Task statement: Note each line of the listing that contains the string "this", and copy it.

Recorded information:
____________
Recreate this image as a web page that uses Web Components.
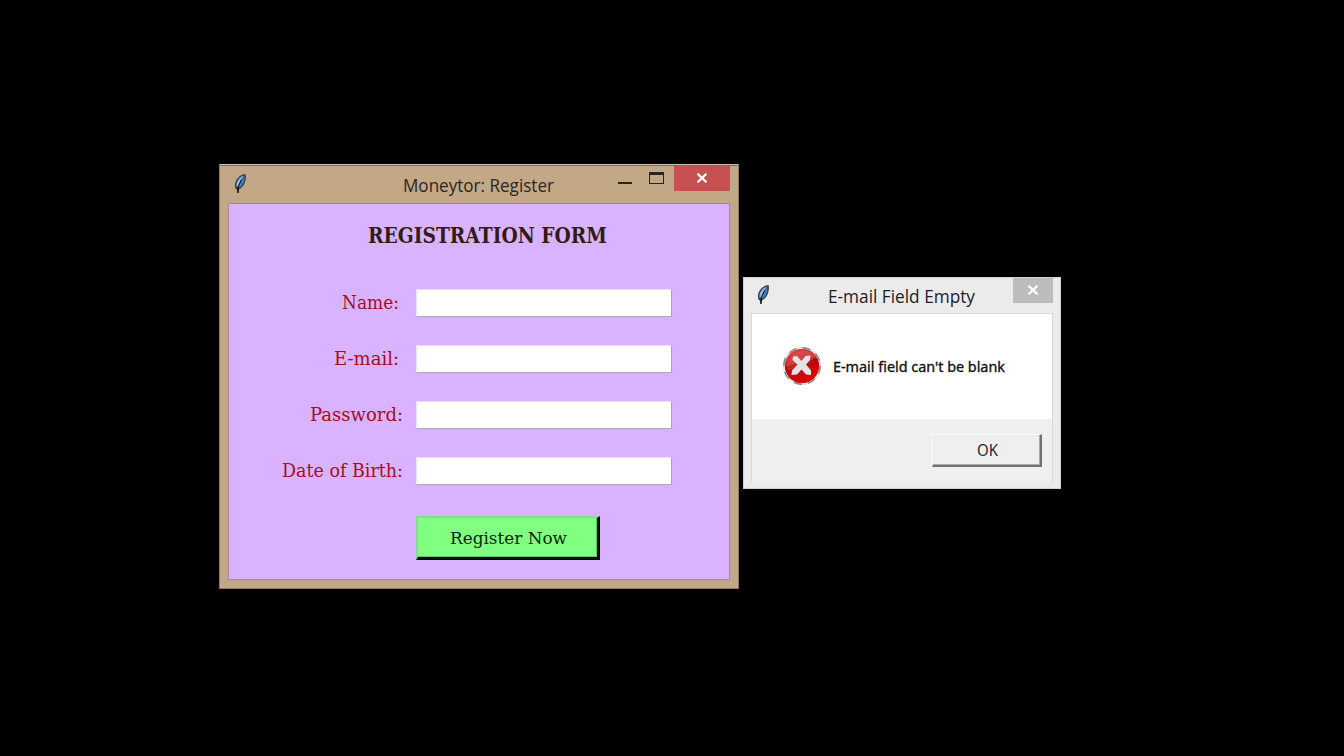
<!DOCTYPE html>
<html lang="en">
<head>
<meta charset="utf-8">
<title>Moneytor: Register</title>
<style>
html,body{margin:0;height:100%;background:#000;overflow:hidden}
</style>
</head>
<body>
<desk-top></desk-top>
<script>
const define=(name,html,ready)=>{
  const t=document.createElement('template');
  t.innerHTML=html;
  customElements.define(name,class extends HTMLElement{
    connectedCallback(){
      if(this.shadowRoot)return;
      this.attachShadow({mode:'open'}).append(t.content.cloneNode(true));
      if(ready)ready(this,this.shadowRoot);
    }
  });
};

/* One line of text condensed or widened to the width given in "w". */
define('fit-text',`<style>
:host{display:inline-block;white-space:nowrap;text-align:left}
span{display:inline-block;transform-origin:0 50%}
</style><span><slot></slot></span>`,(el,root)=>{
  const s=root.querySelector('span'),w=+el.getAttribute('w');
  el.style.width=w+'px';
  const fit=()=>{s.style.transform='none';const n=s.getBoundingClientRect().width;if(n)s.style.transform='scaleX('+w/n+')'};
  fit();
  requestAnimationFrame(fit);
});

define('feather-icon',`<style>:host{display:block;width:14px;height:22px}svg{display:block}</style>
<svg width="14" height="22" viewBox="0 0 14 22">
<path d="M12.500 1C8.500 1 4.300 4.400 2.500 9c-.9 2.600-.8 5 .1 6.500L4.600 17.500 7.500 15.500c3-2 4.500-5 5.200-9 .3-2 .4-4-.2-5.500Z" fill="#39434e"/>
<path d="M10.800 2.500C7.200 3.900 4.500 7 3.600 10.500L3.500 14 5.500 12.500Z" fill="#91b9e6"/>
<path d="M11.400 3 4.800 15 7.200 14C10.200 11.500 11.700 7.500 11.400 3Z" fill="#4382cc"/>
<path d="M8.500 6.300 5.500 13.200 5 19.500" fill="none" stroke="#0f1722" stroke-width="1"/>
<path d="m3 14 1.200 2v4h1.300l.4-4" fill="#201b19"/>
</svg>`);

define('close-button',`<style>
:host{display:flex;width:var(--w);height:25px;background:var(--c);align-items:center;justify-content:center;box-sizing:border-box;padding:0 1px 2px 0}
</style><svg width="12" height="10" viewBox="0 0 12 10"><path d="M1.500 .7 10.500 9.300M10.500 .7 1.500 9.300" stroke="#fff" stroke-width="2.200"/></svg>`);

define('window-controls',`<style>
:host{display:flex;align-items:flex-start}
.min{width:14px;height:2px;margin:16px 17px 0 0;background:#28251f}
.max{width:15px;height:12px;margin:6px 10px 0 0;box-sizing:border-box;border:1px solid #28251f;border-top-width:3px}
</style><div class="min"></div><div class="max"></div><slot></slot>`);

define('app-window',`<style>
:host{position:absolute;display:flex;flex-direction:column;box-sizing:border-box;font-family:"Open Sans","Noto Sans",sans-serif}
.bar{display:flex;flex:none;height:var(--bar)}
.icon{width:var(--icon-w);padding:var(--icon-pad);box-sizing:border-box}
.title{flex:1;font-size:17.500px;line-height:24px;color:var(--ink);padding-top:var(--title-top)}
.client{flex:1;min-height:0;box-sizing:border-box}
</style>
<div class="bar"><div class="icon"><feather-icon></feather-icon></div><div class="title"><slot name="title"></slot></div><slot name="controls"></slot></div>
<div class="client"><slot></slot></div>`);

define('text-field',`<style>
:host{display:block}
input{display:block;box-sizing:border-box;width:255.500px;height:28px;margin:0;padding:0 4px;border:solid;border-width:1px;border-color:#eadfff #aaa6af #aaa6af #eadfff;background:#fff;outline:0;border-radius:0;font:17px "DejaVu Serif",serif}
</style><input type="text">`);

define('form-row',`<style>
:host{display:grid;grid-template-columns:187px 1fr;height:56.250px;align-items:start}
.label{text-align:right;font:18.500px/28px "DejaVu Serif",serif;color:#a50d22;padding-right:var(--gap,13px)}
</style><label class="label"><slot></slot></label><text-field></text-field>`);

define('register-form',`<style>
:host{display:block;box-sizing:border-box;height:100%;background:#d9b3ff;padding-top:18px}
h1{margin:0 0 39.500px 139px;height:27px;font:bold 22px/27px "DejaVu Serif",serif;color:#331b12}
button{display:block;margin:2px 0 0 187px;width:184px;height:44px;box-sizing:border-box;padding:2px 0 0 2px;border:solid;border-width:2px 3px 3px 2px;border-color:#83dc8f #050805 #050805 #83dc8f;background:#80ff80;box-shadow:inset -1px -1px 0 #61c761;border-radius:0;font:17.500px/37px "DejaVu Serif",serif;color:#06250c}
</style>
<h1><fit-text w="239">REGISTRATION FORM</fit-text></h1>
<form-row style="--gap:17px"><fit-text w="57">Name:</fit-text></form-row>
<form-row style="--gap:17px"><fit-text w="65">E-mail:</fit-text></form-row>
<form-row><fit-text w="93">Password:</fit-text></form-row>
<form-row><fit-text w="121">Date of Birth:</fit-text></form-row>
<button type="button"><fit-text w="117">Register Now</fit-text></button>`);

define('error-icon',`<style>:host{display:block;width:40px;height:40px}svg{display:block}</style>
<svg width="40" height="40" viewBox="0 0 40 40">
<defs><linearGradient id="r" x1="0" y1="0" x2=".3" y2="1"><stop stop-color="#de4c4c"/><stop offset=".46" stop-color="#cb2b2b"/><stop offset=".52" stop-color="#b90808"/><stop offset="1" stop-color="#d60b0b"/></linearGradient></defs>
<circle cx="20" cy="20" r="18.600" fill="#fafafa" stroke="#dadada"/>
<circle cx="20" cy="20" r="18.300" fill="none" stroke="#858585" stroke-width="1.400" stroke-dasharray="8 6.370"/>
<circle cx="20" cy="20" r="17.300" fill="url(#r)"/>
<path d="M5 24C15 25 26 19 34 10A17 17 0 0 0 5 24Z" fill="#ed8585" opacity=".2"/>
<path d="M11 10.500 15 10 19.500 15 23.500 10 28.500 9.500 28 14 24 18.500 29 24.500V29L24 28.500 19.500 23.500 15 28.500 9.500 29 10 24.500 15.500 18.500 10.500 14Z" fill="#e2e3e3"/>
</svg>`);

define('error-message',`<style>
:host{display:flex;flex-direction:column;height:100%;font-family:"Noto Sans",sans-serif}
.body{display:flex;height:105px;background:#fff;box-sizing:border-box;padding:32px 0 0 30px}
.text{margin:8px 0 0 11px;font-size:15px;line-height:24px;color:#111;-webkit-text-stroke:.35px #111}
.foot{flex:1;background:#efefef;display:flex;justify-content:flex-end;align-items:flex-start;padding:15px 10px 0 0}
button{width:110px;height:33px;box-sizing:border-box;padding:0 0 0 2px;border:solid;border-width:1px 2px 2px 1px;border-color:#fff #707070 #707070 #fff;box-shadow:inset -1px -1px 0 #aaa,inset 1px 1px 0 #e7e7e7;background:#efefef;border-radius:0;font:15.500px/28px "Noto Sans",sans-serif;color:#282828}
</style>
<div class="body"><error-icon></error-icon><div class="text"><fit-text w="172">E-mail field can't be blank</fit-text></div></div>
<div class="foot"><button type="button"><fit-text w="21">OK</fit-text></button></div>`);

define('desk-top',`<style>
:host{display:block;position:relative;width:1344px;height:756px;background:#000;overflow:hidden}
.register{left:219px;top:164px;width:520px;height:425px;background:#c3a888;border:1px solid #91785f;border-top:1px solid #c4c1bc;box-shadow:inset 0 1px 0 #806c56;padding:1px 8px 8px;--bar:37px;--icon-w:175px;--icon-pad:7px 0 0 5px;--title-top:7px;--ink:#292724}
.register register-form{width:502px;height:377px;border:1px solid #a88aa0;border-top-color:#a18b7b;box-sizing:border-box}
.alert{left:743px;top:277px;width:318px;height:212px;background:#ebebeb;border:1px solid #d0d0d0;padding:0 7px 7px;--bar:35px;--icon-w:77px;--icon-pad:6px 0 0 5px;--title-top:6px;--ink:#1c1c2b}
.alert error-message{width:302px;height:169px;border:1px solid #d9d9d9;border-bottom:0;box-sizing:border-box}
</style>
<app-window class="register">
<fit-text slot="title" w="151">Moneytor: Register</fit-text>
<window-controls slot="controls"><close-button style="--w:56px;--c:#c75050"></close-button></window-controls>
<register-form></register-form>
</app-window>
<app-window class="alert">
<fit-text slot="title" w="147">E-mail Field Empty</fit-text>
<close-button slot="controls" style="--w:40px;--c:#bcbcbc"></close-button>
<error-message></error-message>
</app-window>`);
</script>
</body>
</html>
____________
Task answer:
Recreate this image as a web page that uses Web Components.
      if(this.shadowRoot)return;
      this.attachShadow({mode:'open'}).append(t.content.cloneNode(true));
      if(ready)ready(this,this.shadowRoot);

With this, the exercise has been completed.